Published online by Cambridge University Press: 14 September 2009
Since Lewontin & Hubby (1966) and Harris (1966) independently discovered allozyme polymorphisms within populations of Drosophila and humans, allozymes have provided the most widely used descriptors of genetic diversity in natural plant and animal populations. Their usefulness can be ascribed to several features, including codominant expression, apparent neutrality, and ease and cost of detection. Today allozymes are utilized in studies of plant populations to determine breeding systems, describe mating systems, determine paternity, estimate gene flow via seed and pollen, examine clonal structure, and determine systematic relationships (Soltis & Soltis, 1989). In conservation biology and crop science, the description of genetic structure provides sampling guidelines for the ex situ and in situ preservation of genetic diversity (e.g. Marshall & Brown, 1975; Brown & Briggs, 1991; Godt, Hamrick & Bratton, 1995; Swenson et al., 1995; Godt & Hamrick, 1996). Furthermore, allozymes have been utilized to study the evolution of crop species and to identify cultivars (Doebley, 1989; Torres, 1989).
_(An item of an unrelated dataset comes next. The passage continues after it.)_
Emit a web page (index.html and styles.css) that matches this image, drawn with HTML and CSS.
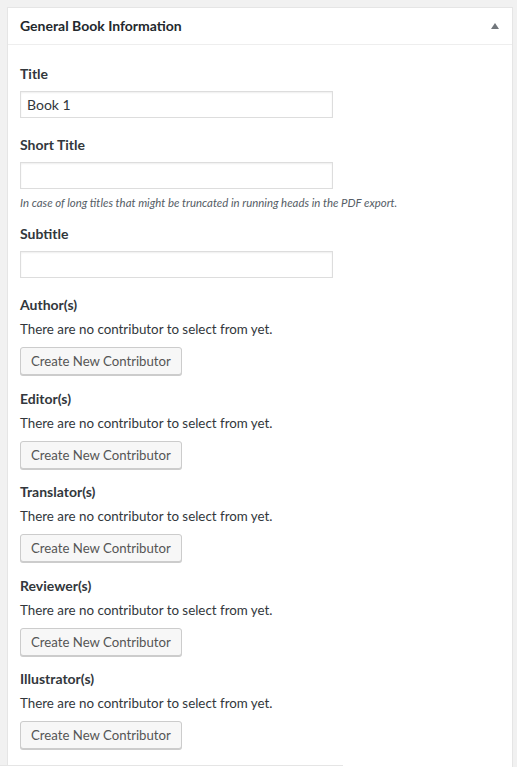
FILE: index.html
```html
<!DOCTYPE html>
<html lang="en">
<head>
<meta charset="utf-8">
<title>General Book Information</title>
<link rel="stylesheet" href="styles.css">
</head>
<body>
<div class="postbox">
  <div class="postbox-header">
    <h2 class="postbox-title">General Book Information</h2>
    <span class="toggle-arrow"></span>
  </div>
  <div class="inside">
    <div class="field">
      <label class="field-label">Title</label>
      <input class="text-input" type="text" value="Book 1">
    </div>
    <div class="field">
      <label class="field-label">Short Title</label>
      <input class="text-input" type="text" value="">
      <p class="description">In case of long titles that might be truncated in running heads in the PDF export.</p>
    </div>
    <div class="field field-after-desc">
      <label class="field-label">Subtitle</label>
      <input class="text-input" type="text" value="">
    </div>
    <div class="field">
      <label class="field-label">Author(s)</label>
      <p class="notice">There are no contributor to select from yet.</p>
      <button class="button" type="button">Create New Contributor</button>
    </div>
    <div class="field field-after-button">
      <label class="field-label">Editor(s)</label>
      <p class="notice">There are no contributor to select from yet.</p>
      <button class="button" type="button">Create New Contributor</button>
    </div>
    <div class="field field-after-button">
      <label class="field-label">Translator(s)</label>
      <p class="notice">There are no contributor to select from yet.</p>
      <button class="button" type="button">Create New Contributor</button>
    </div>
    <div class="field field-after-button">
      <label class="field-label">Reviewer(s)</label>
      <p class="notice">There are no contributor to select from yet.</p>
      <button class="button" type="button">Create New Contributor</button>
    </div>
    <div class="field field-after-button">
      <label class="field-label">Illustrator(s)</label>
      <p class="notice">There are no contributor to select from yet.</p>
      <button class="button" type="button">Create New Contributor</button>
    </div>
  </div>
</div>
<div class="overlap-edge"></div>
</body>
</html>
```

FILE: styles.css
```css
html, body {
  margin: 0;
  padding: 0;
  background: #f1f1f1;
  overflow: hidden;
}
body {
  position: relative;
  padding: 7px 4px 0 7px;
  font-family: "Lato", "Open Sans", sans-serif;
  color: #23282d;
  font-size: 13px;
  height: 767px;
  box-sizing: border-box;
}
.postbox {
  box-sizing: border-box;
  background: #fff;
  border: 1px solid #e5e5e5;
  border-bottom: none;
  height: 760px;
}
.postbox-header {
  display: flex;
  align-items: center;
  justify-content: space-between;
  height: 36px;
  padding: 0 12px;
  border-bottom: 1px solid #eee;
}
.postbox-title {
  margin: 0;
  font-size: 14px;
  font-weight: 700;
  line-height: 20px;
  color: #23282d;
}
.toggle-arrow {
  width: 0;
  height: 0;
  border-left: 4px solid transparent;
  border-right: 4px solid transparent;
  border-bottom: 6px solid #72777c;
  margin-right: 1px;
  margin-top: -1px;
}
.inside {
  padding: 19px 12px 0 12px;
}
.field {
  display: flex;
  flex-direction: column;
  align-items: flex-start;
}
.field + .field {
  margin-top: 17px;
}
.field-after-desc.field {
  margin-top: 12px;
}
.field-after-button.field {
  margin-top: 13.5px;
}
.field-label {
  font-size: 14px;
  font-weight: 700;
  line-height: 20px;
  margin-bottom: 7px;
  color: #32373c;
}
.text-input {
  box-sizing: border-box;
  width: 313px;
  height: 27px;
  margin: 0;
  padding: 2px 6px;
  border: 1px solid #ddd;
  box-shadow: inset 0 1px 2px rgba(0,0,0,.07);
  background: #fff;
  color: #32373c;
  font-family: inherit;
  font-size: 14px;
  outline: none;
}
.description {
  margin: 5px 0 0 0;
  font-size: 11.4px;
  line-height: 18px;
  font-style: italic;
  color: #555d66;
}
.field-label + .notice {
  margin-top: -2px;
}
.notice {
  margin: 0 0 9px 0;
  font-size: 13.35px;
  line-height: 18px;
  color: #32373c;
}
.button {
  box-sizing: border-box;
  height: 28px;
  margin: 0;
  padding: 0 10px 1px;
  border: 1px solid #ccc;
  border-radius: 3px;
  background: #f7f7f7;
  box-shadow: 0 1px 0 #ccc;
  color: #555;
  font-family: inherit;
  font-size: 13.2px;
  line-height: 26px;
  cursor: pointer;
}
.overlap-edge {
  position: absolute;
  left: 0;
  top: 765px;
  width: 343px;
  height: 2px;
  background: #fff;
  border-top: 1px solid #e5e5e5;
  box-sizing: border-box;
}
```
Although allozyme diversity does not necessarily reflect variation in quantitative traits, it provides a handy yardstick for comparisons of diversity within populations and across species. Over 1000 published studies report allozyme variation in seed plants. These represent a wide crosssection of the plant world, although commercially valuable species (i.e. trees and crops) and temperate species have received the most attention. As the number of allozyme studies has grown, several reviewers have described patterns in allozyme diversity and its distribution (Gottlieb, 1977; Brown, 1979; Hamrick, Linhart & Mitton, 1979; Crawford, 1983; Hamrick & Godt, 1989).